Organization in long-term memory is in relation to how the material is learned, including the context and function of the way the material is being learned. For example, a student could organize a series of cases on due process and personal jurisdiction by the state involved, by whether the court found jurisdiction or not, or by the reasons for finding or not finding jurisdiction. Which of these organizational techniques would usually aid learning best with a civil procedure question? Superficial knowledge organizations, like organizing personal jurisdiction cases by the state involved, do not lead to effective learning because retrieval of that information is difficult in the context in which it is needed. (Organizing cases by state does not help retrieve the information needed when the context is how courts found or did not find personal jurisdiction, as would be necessary in writing a brief.)

Experts organize by recognizing the deep patterns in the knowledge. For example, a law expert would organize a series of cases by the types of reasoning a court used, then organize on a sublevel by the similarities and the differences among the cases. Therefore, professors should teach their students how to recognize deep organizing patterns in material.

Another difference between expert and novice knowledge organization is the number and quality of connections between bits of knowledge. Novices usually have few connections among neurons. Consequently, they often do not make connections among related pieces of knowledge. Experts have many more connections. A professor should show their students to view knowledge from multiple angles in order to create more connections. Showing how to organize knowledge into different organizations also helps students create connections. For example, a professor could have his students organize a set of cases by the doctrinal principle behind the cases, then by the theoretical principle behind the cases.

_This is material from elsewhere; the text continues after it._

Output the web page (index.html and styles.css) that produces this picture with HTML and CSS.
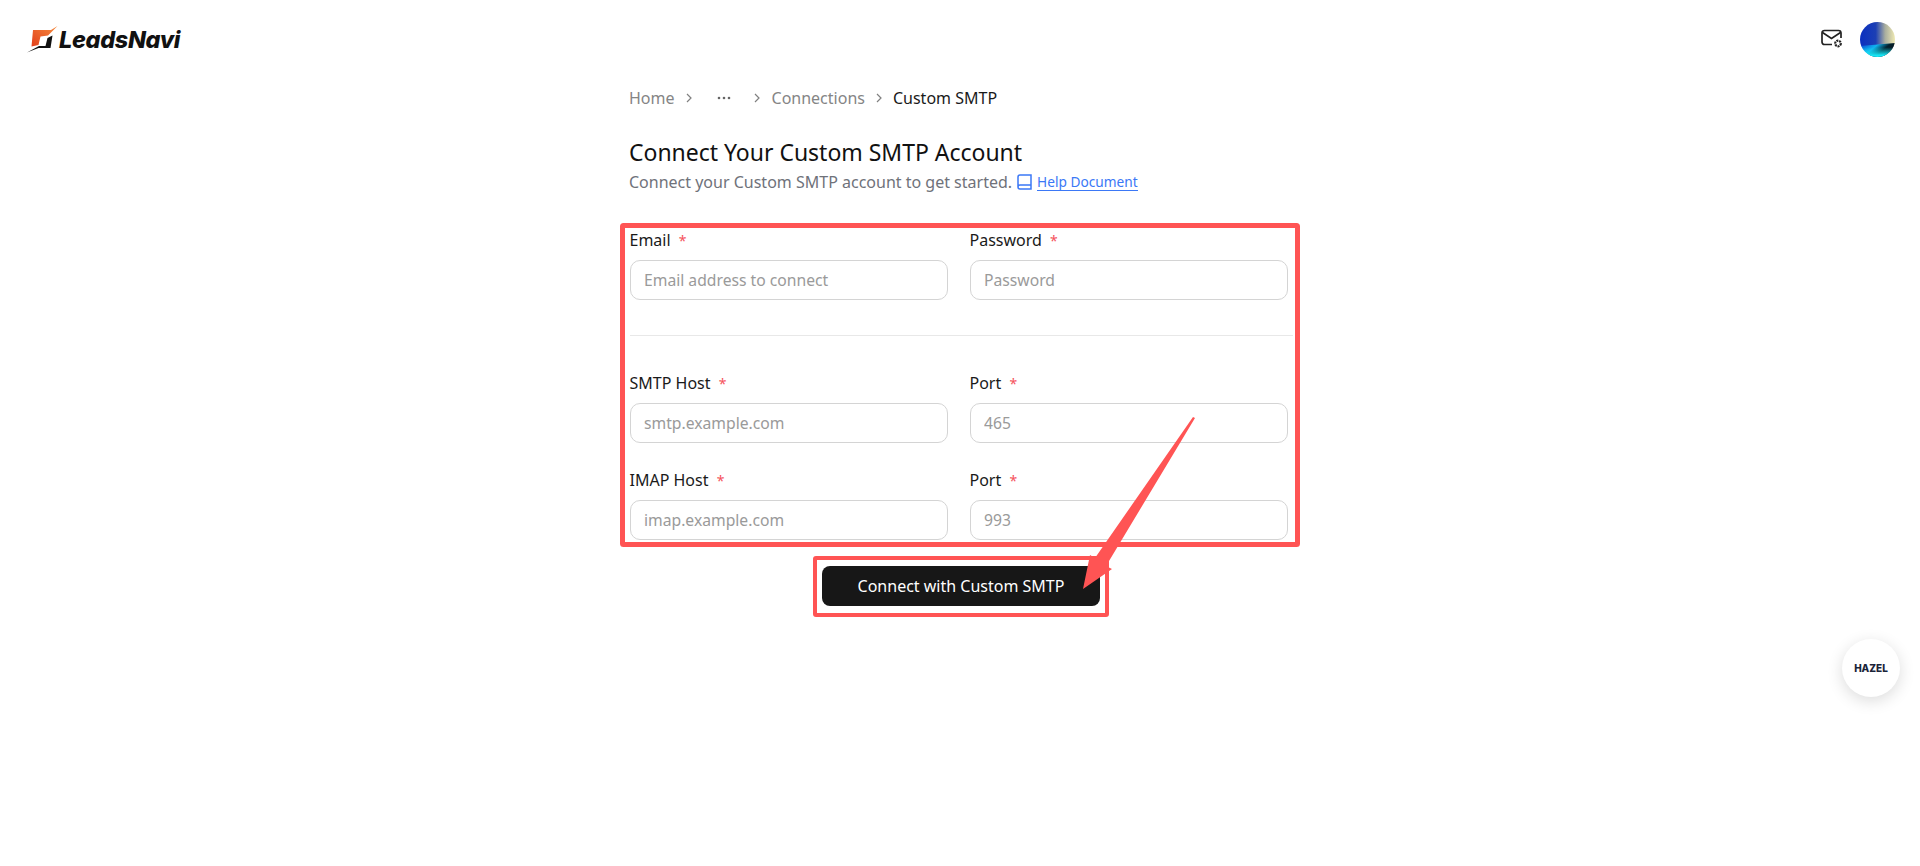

In sum, "students performed better when their knowledge organization matched the requirements of the task, and they performed worse when it mismatched." (Ambrose at 48) (The information in the four paragraphs above is from Susan Ambrose et.al., How Learning Works 40-65 (2010) and Duane F. Shell et. al., The Unified Learning Model 1-17 (2010).)

Based on the above, one should be able to see the problem in legal education. Legal education mainly teaches students to be appellate lawyers and legal philosophers. The typical lawyer is not an appellate lawyer or a philosopher. Thus, law schools do not teach their students in a way that is best for the knowledge retrieval they will need as practicing attorneys. For example, students learn contract principles in law school, but the typical first-year contracts class does not teach students how to use this knowledge to draft a contract. When a lawyer starts to draft contracts in practice, she will be lost because of the way she has contract law stored in her long-term memory. In other words, the way that contract law is stored in a law student’s long-term memory does not transfer well to drafting contracts. Similarly, Torts may help a student write an appellate brief on a torts question, but the typical Torts class does not provide the knowledge organization to make it easy to draft interrogatories in a torts case. The torts doctrine is not organized in a manner in long-term memory that will transfer easily to drafting interrogatories.

In conclusion, a major problem with legal education is that it is not taught in a manner that allows lawyers to easily retrieve needed knowledge from long-term memory. In other words, law schools generally do not teach their students to be fluent in contact drafting, drafting interrogatories, or many of the other essential skills of lawyers. This must change if legal educators want to produce practice-ready attorneys.